Here’s the Netflix trailer for Vampire in the Garden:

I’ll mention this again: plot points we see only fleetingly could have been fleshed out and made Vampire in the Garden something a lot more viewers would engage in. Instead, our focus is solely on Fine and Momo’s journey of hope, and the humans and vampires who want to bring them back to their own worlds full of despair and horror. With more story points added, the show could even have been seen as something as grand and ambitious as any other dystopian fantasy show (pointing at shows like Attack on Titan in particular). But even with that in mind, there is a lot to like here. As we watch, we see a mixture of gothic horror fantasy and societal collapse (on both sides).

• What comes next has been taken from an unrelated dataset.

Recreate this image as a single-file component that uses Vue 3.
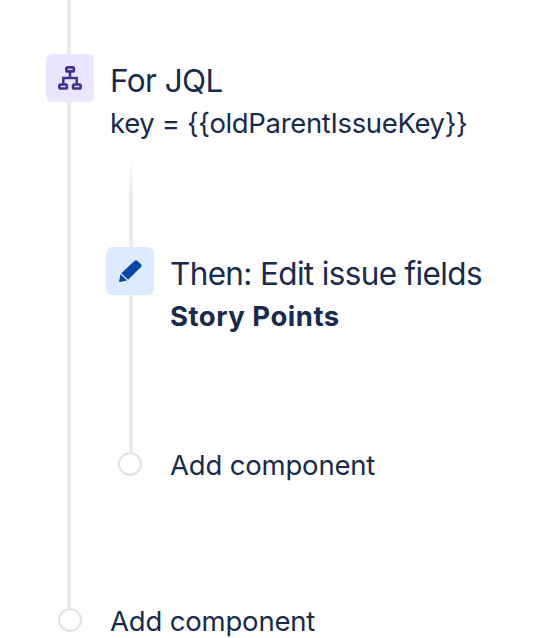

A supernatural fairy tale combined with something far more brutal and unforgiving. And a journey of hope that each society in the show knows cannot happen.

Vampire in the Garden


Vampire in the Garden had the potential to be something really amazing. Both its take on a sad and gothic vampire story and the hellscape both societies live in stand out, and we grow to love the two main protagonists very quickly and actually want them to make it to their paradise. The English dub is something I feel could have been better, but I enjoyed both Xanthe Huynh and Larissa Gallagher for delivering good performances. On top of that, I applaud the French dub as well. A very engaging and thought-provoking watch, even if it is a little too short for some.